We see old photos of Goverthing’s gas station attendant, a Navy man who fell in love with a beautiful woman, nicknamed aptly the Nightingale of Goverthing, after a hit single (the recording financed by the snow globe factory). Soon after its minor success, she left the Navy man and ran away with the snow globe factory truck driver.

The Navy man’s loneliness drove him to create intricate birdhouses around his gas station, inadvertently starting “The Plague of Birds.” We see elaborate inventions that the residents of Goverthing used to fend off what became massive bird attacks. It eventually leads the military to condemn the settlement on the island, and in a covert operation they evacuate Goverthing and bury it under a large pile of sand.

It lay hidden for 50 years. Uncovered earlier this year by a private company scouting for a suitable place to build a theme park, it is in surprisingly good shape and an excavation by a Belgium company began in March.

Oh and there’s one more thing. Wearing our hard hats and safety vests, Nicky and I stroll out onto the ruins of Goverthing and upon entering the hamlet it becomes obvious that the whole thing is an elaborate and extremely entertaining hoax.

Perfectly aged tops of lampposts, street signs and houses stick out of the ground. There’s a water tower, a church, the famed snow globe factory, and the gas station, exactly as it was laid out in the exhibition. I am face to face with the statue of the owner (on the top of the snow globe factory) who is proudly smiling. He holds a snow globe and if you shake his hand he winks. “Kill the time, not the other way around” it says below his statue—an archaeological expert explains that it was his favorite saying and the motto of the factory.

I smile as I notice that two containers near the snow globe factory read “snow” and “water”(presumably the ingredients of a snow globe) and that the chimney still works.

Knowing it isn’t real does not make exploring the hamlet any less enjoyable; instead, I would say more so.

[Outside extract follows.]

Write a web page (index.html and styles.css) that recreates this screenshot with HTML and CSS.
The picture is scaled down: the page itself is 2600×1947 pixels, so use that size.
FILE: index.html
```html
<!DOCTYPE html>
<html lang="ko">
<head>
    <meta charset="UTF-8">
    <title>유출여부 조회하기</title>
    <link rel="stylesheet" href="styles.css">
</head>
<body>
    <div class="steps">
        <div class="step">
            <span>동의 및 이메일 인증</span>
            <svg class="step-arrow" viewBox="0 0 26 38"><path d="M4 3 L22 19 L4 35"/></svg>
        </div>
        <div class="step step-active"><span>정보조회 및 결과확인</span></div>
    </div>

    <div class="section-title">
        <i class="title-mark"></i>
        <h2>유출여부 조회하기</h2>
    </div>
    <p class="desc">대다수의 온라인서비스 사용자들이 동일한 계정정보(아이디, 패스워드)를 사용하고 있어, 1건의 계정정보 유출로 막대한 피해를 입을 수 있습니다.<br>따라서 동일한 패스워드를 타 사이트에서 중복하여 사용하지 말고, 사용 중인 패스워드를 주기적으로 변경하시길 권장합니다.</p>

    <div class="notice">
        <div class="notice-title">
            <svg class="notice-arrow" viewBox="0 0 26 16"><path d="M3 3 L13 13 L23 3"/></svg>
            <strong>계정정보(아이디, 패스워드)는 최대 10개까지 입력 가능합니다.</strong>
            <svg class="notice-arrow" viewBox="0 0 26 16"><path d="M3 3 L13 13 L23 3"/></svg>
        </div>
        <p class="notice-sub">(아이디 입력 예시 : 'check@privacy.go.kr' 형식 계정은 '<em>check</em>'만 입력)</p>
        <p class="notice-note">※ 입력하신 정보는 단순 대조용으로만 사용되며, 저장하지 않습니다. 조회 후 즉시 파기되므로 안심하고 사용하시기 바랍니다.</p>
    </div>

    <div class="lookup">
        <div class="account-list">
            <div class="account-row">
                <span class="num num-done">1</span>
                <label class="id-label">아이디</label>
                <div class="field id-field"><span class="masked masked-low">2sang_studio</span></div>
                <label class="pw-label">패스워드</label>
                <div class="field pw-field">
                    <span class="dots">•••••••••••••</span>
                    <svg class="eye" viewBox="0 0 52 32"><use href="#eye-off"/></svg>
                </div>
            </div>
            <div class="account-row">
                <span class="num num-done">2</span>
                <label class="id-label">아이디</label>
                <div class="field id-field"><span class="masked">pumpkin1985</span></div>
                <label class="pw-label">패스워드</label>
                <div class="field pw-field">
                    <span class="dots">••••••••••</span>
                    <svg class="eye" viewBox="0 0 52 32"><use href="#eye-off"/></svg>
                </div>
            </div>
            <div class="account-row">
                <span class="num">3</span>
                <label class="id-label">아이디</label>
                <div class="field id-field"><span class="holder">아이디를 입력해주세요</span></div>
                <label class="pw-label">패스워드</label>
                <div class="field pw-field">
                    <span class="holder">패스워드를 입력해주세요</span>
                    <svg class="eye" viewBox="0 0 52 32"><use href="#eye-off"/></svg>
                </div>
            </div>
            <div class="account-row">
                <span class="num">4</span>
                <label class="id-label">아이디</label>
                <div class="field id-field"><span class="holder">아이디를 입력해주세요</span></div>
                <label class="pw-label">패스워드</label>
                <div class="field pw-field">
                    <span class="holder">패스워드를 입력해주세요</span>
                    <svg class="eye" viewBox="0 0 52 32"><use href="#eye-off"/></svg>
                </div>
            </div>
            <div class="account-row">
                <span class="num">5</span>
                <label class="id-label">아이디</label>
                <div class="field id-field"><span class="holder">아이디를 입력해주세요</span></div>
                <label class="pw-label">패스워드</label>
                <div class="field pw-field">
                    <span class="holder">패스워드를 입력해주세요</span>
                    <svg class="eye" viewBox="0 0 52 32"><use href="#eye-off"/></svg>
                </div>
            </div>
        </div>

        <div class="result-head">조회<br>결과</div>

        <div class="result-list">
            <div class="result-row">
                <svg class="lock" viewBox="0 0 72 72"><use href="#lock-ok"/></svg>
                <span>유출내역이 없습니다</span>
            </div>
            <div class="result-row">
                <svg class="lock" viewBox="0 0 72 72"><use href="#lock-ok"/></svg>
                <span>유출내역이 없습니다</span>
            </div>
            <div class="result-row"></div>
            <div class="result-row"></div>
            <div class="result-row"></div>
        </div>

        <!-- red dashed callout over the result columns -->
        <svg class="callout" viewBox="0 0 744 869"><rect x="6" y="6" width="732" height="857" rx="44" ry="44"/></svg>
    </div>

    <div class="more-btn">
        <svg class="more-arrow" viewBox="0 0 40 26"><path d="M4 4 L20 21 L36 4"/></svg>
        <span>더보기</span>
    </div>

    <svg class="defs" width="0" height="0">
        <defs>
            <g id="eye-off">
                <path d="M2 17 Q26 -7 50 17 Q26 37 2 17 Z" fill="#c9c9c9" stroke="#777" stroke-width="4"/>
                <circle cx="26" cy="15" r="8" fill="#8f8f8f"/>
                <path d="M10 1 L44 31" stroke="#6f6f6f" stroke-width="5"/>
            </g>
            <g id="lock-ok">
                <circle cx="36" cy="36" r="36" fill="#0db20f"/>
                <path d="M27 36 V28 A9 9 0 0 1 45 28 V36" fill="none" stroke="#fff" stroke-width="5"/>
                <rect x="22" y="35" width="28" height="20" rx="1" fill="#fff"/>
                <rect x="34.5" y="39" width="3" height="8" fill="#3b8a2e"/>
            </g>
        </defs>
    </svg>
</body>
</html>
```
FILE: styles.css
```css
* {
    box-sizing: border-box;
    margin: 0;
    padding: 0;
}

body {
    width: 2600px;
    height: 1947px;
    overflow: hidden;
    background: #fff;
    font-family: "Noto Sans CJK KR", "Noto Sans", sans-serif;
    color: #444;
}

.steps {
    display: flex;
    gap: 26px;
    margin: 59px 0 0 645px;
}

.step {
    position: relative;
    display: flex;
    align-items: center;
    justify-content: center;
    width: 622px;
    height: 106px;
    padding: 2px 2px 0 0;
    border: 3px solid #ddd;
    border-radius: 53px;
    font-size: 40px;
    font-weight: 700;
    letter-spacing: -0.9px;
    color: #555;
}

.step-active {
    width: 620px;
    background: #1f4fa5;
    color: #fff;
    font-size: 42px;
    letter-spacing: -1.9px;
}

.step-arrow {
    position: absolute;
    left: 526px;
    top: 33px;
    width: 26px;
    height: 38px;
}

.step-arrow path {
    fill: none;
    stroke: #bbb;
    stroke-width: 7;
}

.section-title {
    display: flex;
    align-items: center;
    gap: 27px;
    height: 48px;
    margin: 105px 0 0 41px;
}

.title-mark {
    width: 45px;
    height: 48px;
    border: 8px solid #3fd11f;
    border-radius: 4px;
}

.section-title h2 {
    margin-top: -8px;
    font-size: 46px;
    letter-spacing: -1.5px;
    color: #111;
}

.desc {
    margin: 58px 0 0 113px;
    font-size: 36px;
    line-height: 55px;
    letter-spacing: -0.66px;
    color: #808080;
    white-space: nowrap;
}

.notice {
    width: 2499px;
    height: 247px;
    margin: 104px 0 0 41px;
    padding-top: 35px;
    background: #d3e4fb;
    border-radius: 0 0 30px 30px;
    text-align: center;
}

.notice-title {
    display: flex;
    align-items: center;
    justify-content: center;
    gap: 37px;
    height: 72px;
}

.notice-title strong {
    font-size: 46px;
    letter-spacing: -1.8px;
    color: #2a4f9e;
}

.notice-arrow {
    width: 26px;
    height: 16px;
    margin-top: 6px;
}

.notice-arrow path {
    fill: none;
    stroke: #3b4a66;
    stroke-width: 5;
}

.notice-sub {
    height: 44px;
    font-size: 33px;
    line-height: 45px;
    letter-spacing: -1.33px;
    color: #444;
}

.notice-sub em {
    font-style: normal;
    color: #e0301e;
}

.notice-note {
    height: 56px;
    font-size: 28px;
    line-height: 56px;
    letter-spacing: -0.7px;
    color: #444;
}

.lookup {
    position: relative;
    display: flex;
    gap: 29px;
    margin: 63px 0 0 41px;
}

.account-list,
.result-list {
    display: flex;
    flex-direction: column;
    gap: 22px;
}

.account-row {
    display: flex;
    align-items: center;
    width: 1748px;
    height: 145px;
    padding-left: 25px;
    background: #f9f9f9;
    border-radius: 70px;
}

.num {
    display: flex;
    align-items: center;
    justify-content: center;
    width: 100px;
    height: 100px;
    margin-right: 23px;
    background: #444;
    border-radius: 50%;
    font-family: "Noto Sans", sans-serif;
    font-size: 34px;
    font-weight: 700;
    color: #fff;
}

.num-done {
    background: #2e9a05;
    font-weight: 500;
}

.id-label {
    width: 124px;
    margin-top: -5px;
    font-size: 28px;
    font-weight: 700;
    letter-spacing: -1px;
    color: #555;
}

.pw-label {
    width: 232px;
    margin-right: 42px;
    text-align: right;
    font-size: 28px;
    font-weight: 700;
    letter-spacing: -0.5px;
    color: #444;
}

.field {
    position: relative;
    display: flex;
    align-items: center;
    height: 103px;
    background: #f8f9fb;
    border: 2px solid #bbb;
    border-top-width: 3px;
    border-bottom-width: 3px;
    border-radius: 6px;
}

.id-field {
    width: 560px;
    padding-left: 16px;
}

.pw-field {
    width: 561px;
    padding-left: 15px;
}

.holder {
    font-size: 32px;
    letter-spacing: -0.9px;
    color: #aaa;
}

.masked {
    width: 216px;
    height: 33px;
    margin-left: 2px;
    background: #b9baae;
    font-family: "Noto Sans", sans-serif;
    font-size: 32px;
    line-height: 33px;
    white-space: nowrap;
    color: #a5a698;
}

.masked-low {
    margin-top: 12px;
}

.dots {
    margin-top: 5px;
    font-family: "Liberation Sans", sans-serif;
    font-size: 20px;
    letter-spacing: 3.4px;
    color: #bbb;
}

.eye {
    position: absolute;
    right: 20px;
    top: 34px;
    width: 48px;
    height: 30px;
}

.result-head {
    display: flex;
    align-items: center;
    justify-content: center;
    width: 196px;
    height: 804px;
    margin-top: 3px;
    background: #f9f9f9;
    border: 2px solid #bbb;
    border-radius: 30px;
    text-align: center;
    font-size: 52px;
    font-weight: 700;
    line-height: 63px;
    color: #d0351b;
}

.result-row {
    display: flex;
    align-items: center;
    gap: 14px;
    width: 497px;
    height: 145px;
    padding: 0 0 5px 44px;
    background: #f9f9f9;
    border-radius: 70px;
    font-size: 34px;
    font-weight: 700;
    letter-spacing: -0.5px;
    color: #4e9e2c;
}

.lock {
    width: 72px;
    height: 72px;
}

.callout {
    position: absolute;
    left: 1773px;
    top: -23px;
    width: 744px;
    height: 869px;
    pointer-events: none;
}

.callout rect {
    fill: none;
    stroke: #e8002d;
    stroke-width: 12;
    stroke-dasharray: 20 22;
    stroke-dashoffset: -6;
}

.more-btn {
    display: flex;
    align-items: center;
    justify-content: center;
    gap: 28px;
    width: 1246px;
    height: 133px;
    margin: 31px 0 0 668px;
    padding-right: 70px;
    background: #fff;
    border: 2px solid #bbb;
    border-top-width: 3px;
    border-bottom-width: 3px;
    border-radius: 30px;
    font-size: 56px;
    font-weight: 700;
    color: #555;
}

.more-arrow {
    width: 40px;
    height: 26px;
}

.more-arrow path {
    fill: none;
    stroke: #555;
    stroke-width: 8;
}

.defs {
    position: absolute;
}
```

The jukebox in the gas station still plays both the Nightingale of Goverthing’s songs and it’s hard not to imagine the Navy man sitting there painfully listening to them over and over as he builds his bird houses.

I went to imagine a forgotten world, and found the experience of a creative mind, with layers upon layers of details, a story so imaginative that you really wanted to believe it, even while knowing whole-heartedly it wasn’t true.